But is there rule of thumb one can go by like

"The re-entry body including the payload has a COMreal.An equally shaped but uniformly dense re-entry body has a COMuniform. If COMreal is in front of COMuniform, then the re-entry body will stay stable "front first", otherwise it will want to turn around. Where in front of describes a displacement towards the heat shield."?

 

Well, sort of but not quite.

For example, a cone is going to want to fly butt-first.  That's what the Mk1 pod does.  Pretty sure it is uniformly dense.  It'll be stable even though its "real" CoM is exactly congruent to its "uniform" CoM.

What the actual rule is, it will be stable if the real CoM is in front of the real center of drag.  The problem with the rule-of-thumb you propose above is that you're essentially assuming that the "uniform" CoM will be located in the same place as the center of drag.

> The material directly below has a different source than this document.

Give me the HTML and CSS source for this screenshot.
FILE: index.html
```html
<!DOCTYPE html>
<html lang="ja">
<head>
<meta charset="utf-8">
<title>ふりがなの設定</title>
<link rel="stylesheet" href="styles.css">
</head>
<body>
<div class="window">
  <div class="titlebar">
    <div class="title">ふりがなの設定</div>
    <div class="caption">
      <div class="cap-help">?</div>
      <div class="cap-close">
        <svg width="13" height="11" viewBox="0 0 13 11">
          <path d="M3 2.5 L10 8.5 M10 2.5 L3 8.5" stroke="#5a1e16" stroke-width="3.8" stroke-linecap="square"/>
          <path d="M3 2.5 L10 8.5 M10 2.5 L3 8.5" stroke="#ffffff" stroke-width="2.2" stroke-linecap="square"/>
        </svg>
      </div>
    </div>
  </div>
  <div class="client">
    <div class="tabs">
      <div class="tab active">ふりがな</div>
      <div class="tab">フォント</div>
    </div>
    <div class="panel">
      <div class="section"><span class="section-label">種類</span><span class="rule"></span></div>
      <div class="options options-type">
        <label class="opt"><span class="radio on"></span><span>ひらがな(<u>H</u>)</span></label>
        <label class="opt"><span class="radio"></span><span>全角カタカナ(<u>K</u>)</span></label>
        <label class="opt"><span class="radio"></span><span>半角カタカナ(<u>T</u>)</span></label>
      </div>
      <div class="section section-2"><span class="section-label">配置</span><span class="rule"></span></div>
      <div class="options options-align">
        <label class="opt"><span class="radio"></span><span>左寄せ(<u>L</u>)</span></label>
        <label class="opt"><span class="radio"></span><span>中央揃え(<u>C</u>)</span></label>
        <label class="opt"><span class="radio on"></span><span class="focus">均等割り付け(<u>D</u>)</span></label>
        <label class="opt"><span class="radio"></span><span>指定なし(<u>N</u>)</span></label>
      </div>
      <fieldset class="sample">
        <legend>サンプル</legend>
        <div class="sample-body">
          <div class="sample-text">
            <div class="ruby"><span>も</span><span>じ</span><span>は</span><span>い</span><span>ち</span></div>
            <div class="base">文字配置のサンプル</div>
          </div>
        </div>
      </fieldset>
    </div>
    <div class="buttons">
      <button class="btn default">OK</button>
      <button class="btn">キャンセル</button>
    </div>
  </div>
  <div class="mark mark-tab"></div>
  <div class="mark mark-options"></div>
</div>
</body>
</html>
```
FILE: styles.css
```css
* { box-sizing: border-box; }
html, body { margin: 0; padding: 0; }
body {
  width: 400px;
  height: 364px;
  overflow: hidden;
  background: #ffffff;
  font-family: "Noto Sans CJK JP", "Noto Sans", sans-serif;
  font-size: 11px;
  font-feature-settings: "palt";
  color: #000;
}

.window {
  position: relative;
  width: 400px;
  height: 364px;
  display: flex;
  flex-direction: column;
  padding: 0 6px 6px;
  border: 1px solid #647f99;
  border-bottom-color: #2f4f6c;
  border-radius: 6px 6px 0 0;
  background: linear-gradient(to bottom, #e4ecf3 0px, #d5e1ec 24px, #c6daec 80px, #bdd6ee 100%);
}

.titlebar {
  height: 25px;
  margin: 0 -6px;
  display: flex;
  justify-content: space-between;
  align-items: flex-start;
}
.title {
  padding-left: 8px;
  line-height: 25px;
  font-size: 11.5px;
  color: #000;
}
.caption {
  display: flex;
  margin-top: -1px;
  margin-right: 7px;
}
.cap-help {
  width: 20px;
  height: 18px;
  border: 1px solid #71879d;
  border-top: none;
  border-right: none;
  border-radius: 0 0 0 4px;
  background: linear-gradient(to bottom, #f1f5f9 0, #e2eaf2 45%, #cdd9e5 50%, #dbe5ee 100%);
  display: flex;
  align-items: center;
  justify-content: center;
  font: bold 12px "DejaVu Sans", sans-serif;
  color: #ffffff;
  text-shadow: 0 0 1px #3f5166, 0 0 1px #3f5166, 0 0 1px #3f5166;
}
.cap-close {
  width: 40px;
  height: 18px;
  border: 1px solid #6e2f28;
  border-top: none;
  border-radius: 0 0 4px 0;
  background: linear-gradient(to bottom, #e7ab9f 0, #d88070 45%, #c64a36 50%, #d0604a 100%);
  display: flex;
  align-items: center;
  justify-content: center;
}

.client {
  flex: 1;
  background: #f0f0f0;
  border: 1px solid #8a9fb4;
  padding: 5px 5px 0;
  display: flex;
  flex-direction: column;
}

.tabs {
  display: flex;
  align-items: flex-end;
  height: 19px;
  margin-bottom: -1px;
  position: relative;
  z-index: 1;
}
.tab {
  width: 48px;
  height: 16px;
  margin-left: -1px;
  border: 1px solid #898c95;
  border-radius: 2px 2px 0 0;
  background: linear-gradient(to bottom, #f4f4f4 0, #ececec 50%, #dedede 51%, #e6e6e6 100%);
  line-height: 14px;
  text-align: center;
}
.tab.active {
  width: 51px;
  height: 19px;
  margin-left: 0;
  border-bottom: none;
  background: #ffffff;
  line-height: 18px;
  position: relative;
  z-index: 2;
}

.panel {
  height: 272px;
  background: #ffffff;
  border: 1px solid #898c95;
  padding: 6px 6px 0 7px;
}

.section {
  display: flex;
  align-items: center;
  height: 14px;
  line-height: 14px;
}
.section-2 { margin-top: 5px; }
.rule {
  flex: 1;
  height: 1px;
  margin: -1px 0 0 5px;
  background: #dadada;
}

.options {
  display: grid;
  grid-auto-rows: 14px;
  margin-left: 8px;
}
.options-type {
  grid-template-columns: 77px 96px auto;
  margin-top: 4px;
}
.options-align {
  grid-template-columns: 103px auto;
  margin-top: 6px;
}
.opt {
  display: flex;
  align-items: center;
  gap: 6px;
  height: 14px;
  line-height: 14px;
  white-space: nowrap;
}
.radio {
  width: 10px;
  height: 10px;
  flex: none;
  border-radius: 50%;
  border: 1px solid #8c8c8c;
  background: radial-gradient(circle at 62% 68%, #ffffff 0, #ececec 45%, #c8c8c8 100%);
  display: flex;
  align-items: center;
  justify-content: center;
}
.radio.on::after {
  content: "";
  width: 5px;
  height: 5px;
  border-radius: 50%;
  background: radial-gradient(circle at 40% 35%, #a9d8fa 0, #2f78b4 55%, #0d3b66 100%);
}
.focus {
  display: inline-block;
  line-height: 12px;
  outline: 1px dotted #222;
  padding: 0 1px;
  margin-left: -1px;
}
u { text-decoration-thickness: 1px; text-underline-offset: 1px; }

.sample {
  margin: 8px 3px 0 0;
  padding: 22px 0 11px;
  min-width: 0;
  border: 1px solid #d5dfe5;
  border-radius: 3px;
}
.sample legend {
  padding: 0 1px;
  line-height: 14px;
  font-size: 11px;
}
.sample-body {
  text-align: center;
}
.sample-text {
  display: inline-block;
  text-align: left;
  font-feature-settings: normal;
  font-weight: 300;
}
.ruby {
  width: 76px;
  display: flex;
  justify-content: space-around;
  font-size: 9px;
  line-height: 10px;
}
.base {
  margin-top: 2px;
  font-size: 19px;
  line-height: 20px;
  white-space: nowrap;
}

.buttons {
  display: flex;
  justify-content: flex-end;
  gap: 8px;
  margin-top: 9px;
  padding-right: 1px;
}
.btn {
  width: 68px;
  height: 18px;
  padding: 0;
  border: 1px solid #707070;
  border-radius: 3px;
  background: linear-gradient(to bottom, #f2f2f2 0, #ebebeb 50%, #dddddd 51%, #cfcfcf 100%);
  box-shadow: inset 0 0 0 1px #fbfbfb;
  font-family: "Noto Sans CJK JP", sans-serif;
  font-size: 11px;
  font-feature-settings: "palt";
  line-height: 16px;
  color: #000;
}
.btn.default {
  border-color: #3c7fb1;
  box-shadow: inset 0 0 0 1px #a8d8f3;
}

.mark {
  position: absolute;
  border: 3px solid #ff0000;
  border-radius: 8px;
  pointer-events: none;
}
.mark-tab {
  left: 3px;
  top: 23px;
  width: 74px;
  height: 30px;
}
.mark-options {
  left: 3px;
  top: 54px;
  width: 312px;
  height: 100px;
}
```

For some shapes (such as cylinders) that will be true, but for others (such as cones) it will not.  Basically, the "uniform CoM = CoD" only applies to shapes that are symmetrical on their longitudinal axis-- i.e. the top and bottom halves of a cylinder are identical, but for a cone it isn't.

What makes it tricky is that there isn't any simple way to know where the center of drag is, other than visual guesstimation.  There's no in-game tool to do it (because it's hard).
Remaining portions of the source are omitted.